Source: Martha Stewart Living, June 2016


  • 1 cup shelled unsalted pistachios (5 ounces), coarsely chopped
  • 1 cup unsweetened coconut flakes
  • 2 tablespoons plus 2 teaspoons safflower oil
  • 2 tablespoons plus 2 teaspoons mild honey, such as acacia
  • 1 teaspoon finely grated lemon zest, plus juice for serving
  • Pinch of cayenne pepper
  • Coarse salt
  • 2 large mangoes, peeled, pitted, and cut into 1/2-inch slices or cubed
  • 1/2 large or 1 medium papaya, peeled, seeded, and cut into 1/2-inch slices
  • 2 star fruits (carambolas), cut into 1/4-inch slices
  • 2 bananas, cut into 1/4-inch slices
  • 8 fresh lychees, peeled, halved, and seeded


  1. Preheat oven to 300 degrees.
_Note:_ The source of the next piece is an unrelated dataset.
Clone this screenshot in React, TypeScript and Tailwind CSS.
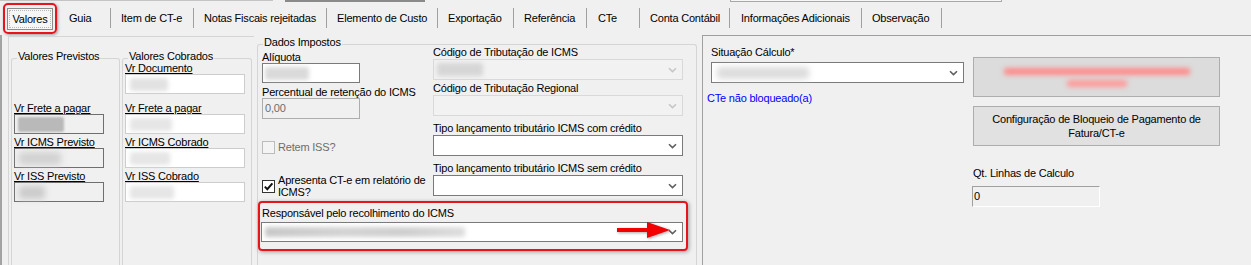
import React from "react";

const tabs = [
  { label: "Item de CT-e", cls: "w-[82px] pl-[10px]" },
  { label: "Notas Fiscais rejeitadas", cls: "w-[132px] pl-[10px]" },
  { label: "Elemento de Custo", cls: "w-[110px] pl-[10px]" },
  { label: "Exportação", cls: "w-[75px] pl-[10px]" },
  { label: "Referência", cls: "w-[72px] pl-[10px]" },
  { label: "CTe", cls: "w-[52px] pl-[11px]" },
  { label: "Conta Contábil", cls: "w-[89px] pl-[10px]" },
  { label: "Informações Adicionais", cls: "w-[131px] pl-[11px]" },
  { label: "Observação", cls: "w-[79px] pl-[10px]" },
];

function Sep() {
  return <div className="mt-[5px] h-[20px] w-px bg-[#a0a0a0]" />;
}

function Chevron({ disabled }: { disabled?: boolean }) {
  return (
    <svg width="9" height="6" viewBox="0 0 9 6" className="shrink-0">
      <path
        d="M1 1.2L4.5 4.6L8 1.2"
        fill="none"
        stroke={disabled ? "#c6c6c6" : "#5f5f5f"}
        strokeWidth="1.6"
      />
    </svg>
  );
}

function Label({ children, className = "" }: { children: React.ReactNode; className?: string }) {
  return <div className={`h-[12px] whitespace-nowrap leading-[12px] ${className}`}>{children}</div>;
}

function Combo({
  disabled,
  children,
  className = "",
}: {
  disabled?: boolean;
  children?: React.ReactNode;
  className?: string;
}) {
  return (
    <div
      className={`relative flex items-center border pl-[3px] pr-[5px] ${
        disabled ? "border-[#d9d9d9] bg-[#f2f2f2]" : "border-[#7a7a7a] bg-white"
      } ${className}`}
    >
      <div className="flex min-w-0 flex-1 items-center">{children}</div>
      <Chevron disabled={disabled} />
    </div>
  );
}

function Smudge({ className }: { className: string }) {
  return <div className={`rounded-[2px] ${className}`} />;
}

function Group({
  title,
  className = "",
  children,
}: {
  title: string;
  className?: string;
  children?: React.ReactNode;
}) {
  return (
    <div className={`relative rounded-t-[3px] border border-b-0 border-[#d5d5d5] ${className}`}>
      <span className="absolute -top-[9px] left-[5px] whitespace-nowrap bg-[#f0f0f0] px-px leading-[12px]">
        {title}
      </span>
      {children}
    </div>
  );
}

function GrayField({ children }: { children?: React.ReactNode }) {
  return (
    <div className="flex h-[20px] w-[90px] items-center border border-[#6f6f6f] bg-[#f0f0f0] pl-[2px]">
      {children}
    </div>
  );
}

function WhiteField({ children }: { children?: React.ReactNode }) {
  return (
    <div className="flex h-[20px] w-[120px] items-center border border-[#cdcdcd] bg-white pl-[2px]">
      {children}
    </div>
  );
}

export default function App() {
  return (
    <div className="h-[265px] w-[1251px] overflow-hidden bg-[#f0f0f0] font-['Liberation_Sans',Arial,sans-serif] text-[11px] tracking-[-0.2px] text-black">
      {/* slice of the controls above */}
      <div className="flex h-[3px] items-start">
        <div className="h-px w-[273px] bg-[#c4c4c4]" />
        <div className="ml-[12px] h-[2px] w-[140px] bg-[#8a8a8a]" />
        <div className="ml-[305px] h-[2px] w-[272px] border-x border-b border-[#a8a8a8] bg-[#f7f7f7]" />
      </div>

      {/* tab strip */}
      <div className="flex h-[32px] items-start">
        <div className="ml-[3px] h-[31px] w-[54px] rounded-[5px] border-2 border-[#e8141b] px-[2px] pt-[3px] shadow-[1px_1px_3px_rgba(0,0,0,0.35)]">
          <div className="h-[22px] w-[46px] border border-[#8c8c8c] bg-[#f6f6f6] p-px">
            <div className="flex h-full items-center justify-center border border-dotted border-[#b8b8b8]">
              Valores
            </div>
          </div>
        </div>
        <div className="flex h-[31px] w-[53px] items-center pl-[12px]">Guia</div>
        <Sep />
        {tabs.map((t) => (
          <React.Fragment key={t.label}>
            <div className={`flex h-[31px] items-center whitespace-nowrap ${t.cls}`}>{t.label}</div>
            <Sep />
          </React.Fragment>
        ))}
      </div>

      {/* tab page */}
      <div className="flex h-[230px]">
        <div className="flex w-[702px] shrink-0 items-start border-l-2 border-[#a3a3a3]">
          {/* valores panel */}
          <div className="ml-[6px] mt-px flex h-[240px] w-[246px] border-l border-t border-[#d5d5d5]">
            <Group title="Valores Previstos" className="ml-[2px] mt-[21px] h-[220px] w-[109px] pl-[2px]">
              <div className="mt-[43px]">
                <Label className="underline">Vr Frete a pagar</Label>
                <GrayField>
                  <Smudge className="ml-px h-[15px] w-[46px] bg-[#b9b9b9] blur-[1px]" />
                </GrayField>
                <Label className="mt-[2px] underline">Vr ICMS Previsto</Label>
                <GrayField>
                  <Smudge className="ml-[2px] h-[13px] w-[42px] bg-[#d2d2d2] blur-[3px]" />
                </GrayField>
                <Label className="mt-[2px] underline">Vr ISS Previsto</Label>
                <GrayField>
                  <Smudge className="ml-[2px] h-[13px] w-[26px] bg-[#cbcbcb] blur-[3px]" />
                </GrayField>
              </div>
            </Group>
            <Group title="Valores Cobrados" className="ml-[2px] mt-[21px] h-[220px] w-[130px] pl-[2px]">
              <div className="mt-[3px]">
                <Label className="underline">Vr Documento</Label>
                <WhiteField>
                  <Smudge className="ml-[2px] h-[13px] w-[38px] bg-[#e2e2e2] blur-[2px]" />
                </WhiteField>
                <Label className="mt-[8px] underline">Vr Frete a pagar</Label>
                <WhiteField>
                  <Smudge className="ml-[2px] h-[13px] w-[42px] bg-[#e6e6e6] blur-[2px]" />
                </WhiteField>
                <Label className="mt-[2px] underline">Vr ICMS Cobrado</Label>
                <WhiteField>
                  <Smudge className="ml-[2px] h-[13px] w-[40px] bg-[#e6e6e6] blur-[2px]" />
                </WhiteField>
                <Label className="mt-[2px] underline">Vr ISS Cobrado</Label>
                <WhiteField>
                  <Smudge className="ml-[2px] h-[13px] w-[44px] bg-[#e6e6e6] blur-[2px]" />
                </WhiteField>
              </div>
            </Group>
          </div>

          {/* dados impostos */}
          <Group title="Dados Impostos" className="ml-[3px] mt-[9px] h-[221px] w-[440px]">
            <div className="flex h-[156px]">
              <div className="ml-[4px] flex w-[171px] flex-col">
                <Label className="mt-[6px]">Alíquota</Label>
                <div className="flex h-[20px] w-[98px] items-center border border-[#7a7a7a] bg-white pl-[2px]">
                  <Smudge className="h-[13px] w-[44px] bg-[#dadada] blur-[2px]" />
                </div>
                <Label className="mt-[3px]">Percentual de retenção do ICMS</Label>
                <div className="flex h-[21px] w-[98px] items-center border border-[#adadad] bg-[#f0f0f0] pl-[2px] text-[#6d6d6d]">
                  0,00
                </div>
                <div className="mt-[22px] flex h-[13px] items-center">
                  <div className="h-[13px] w-[13px] border border-[#bcbcbc] bg-[#f4f4f4]" />
                  <span className="ml-[3px] text-[#6d6d6d]">Retem ISS?</span>
                </div>
                <div className="mt-[20px] flex items-center">
                  <div className="flex h-[13px] w-[13px] shrink-0 items-center justify-center border border-[#333333] bg-white">
                    <svg width="11" height="11" viewBox="0 0 11 11">
                      <path d="M1.8 5.6L4.3 8.2L9.4 2.4" fill="none" stroke="#111" strokeWidth="2" />
                    </svg>
                  </div>
                  <div className="ml-[3px] whitespace-nowrap leading-[12px]">
                    Apresenta CT-e em relatório de
                    <br />
                    ICMS?
                  </div>
                </div>
              </div>
              <div className="flex w-[250px] flex-col">
                <Label className="mt-px">Código de Tributação de ICMS</Label>
                <Combo disabled className="mt-px h-[21px]">
                  <Smudge className="h-[13px] w-[46px] bg-[#d6d6d6] blur-[2px]" />
                </Combo>
                <Label className="mt-[2px]">Código de Tributação Regional</Label>
                <Combo disabled className="mt-px h-[21px]" />
                <Label className="mt-[6px]">Tipo lançamento tributário ICMS com crédito</Label>
                <Combo className="mt-px h-[21px]" />
                <Label className="mt-[6px]">Tipo lançamento tributário ICMS sem crédito</Label>
                <Combo className="mt-px h-[21px]" />
              </div>
            </div>
            <div className="mt-0 h-[50px] w-[430px] rounded-[4px] border-2 border-[#e8141b] pl-px pr-[3px] pt-[4px] shadow-[1px_1px_4px_rgba(0,0,0,0.35)]">
              <Label className="ml-px">Responsável pelo recolhimento do ICMS</Label>
              <Combo className="mt-[3px] h-[20px]">
                <Smudge className="h-[10px] w-[200px] bg-[linear-gradient(90deg,#c8c8c8,#d4d4d4_40%,#cfcfcf_70%,#dedede)] blur-[2px]" />
                <svg
                  width="53"
                  height="17"
                  viewBox="0 0 53 17"
                  className="absolute left-[355px] top-[-1px] drop-shadow-[1px_1px_1.5px_rgba(0,0,0,0.35)]"
                >
                  <rect x="0" y="6" width="32" height="4" fill="#f20000" />
                  <polygon points="30,0 53,8 30,16" fill="#f20000" />
                </svg>
              </Combo>
            </div>
          </Group>
        </div>

        {/* right panel */}
        <div className="flex flex-1 border-l border-t border-[#a0a0a0]">
          <div className="ml-[8px] w-[253px] pt-[10px]">
            <Label>Situação Cálculo*</Label>
            <Combo className="mt-[4px] h-[21px]">
              <Smudge className="ml-[2px] h-[12px] w-[92px] bg-[#dcdcdc] blur-[3px]" />
            </Combo>
            <Label className="-ml-[4px] mt-[9px] text-[#0000ff]">CTe não bloqueado(a)</Label>
          </div>
          <div className="ml-[9px] w-[247px] pt-[21px]">
            <div className="flex h-[40px] flex-col items-center justify-center gap-[5px] border border-[#adadad] bg-[#dcdcdc]">
              <Smudge className="h-[7px] w-[186px] bg-[#ff8a8a] blur-[2.5px]" />
              <Smudge className="h-[7px] w-[60px] bg-[#ff9a9a] blur-[2.5px]" />
            </div>
            <div className="mt-[9px] flex h-[40px] items-center justify-center border border-[#adadad] bg-[#e1e1e1] text-center leading-[14px]">
              Configuração de Bloqueio de Pagamento de
              <br />
              Fatura/CT-e
            </div>
            <Label className="mt-[21px]">Qt. Linhas de Calculo</Label>
            <div className="-ml-px mt-[7px] flex h-[21px] w-[128px] items-center border border-b-white border-l-[#a0a0a0] border-r-white border-t-[#a0a0a0] bg-[#f0f0f0] pl-px">
              0
            </div>
          </div>
        </div>
      </div>
    </div>
  );
}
Toss together pistachios, coconut, oil, honey, lemon zest, cayenne, and 1/2 teaspoon salt. Spread on a parchment-lined rimmed baking sheet and bake, stirring once, until golden brown, about 15 minutes. Let cool completely. Crunch can be stored in an airtight container at room temperature up to 3 days.

  2. Arrange fruits on a serving platter. Sprinkle with lemon juice and a pinch of salt. Serve, with crunch on the side.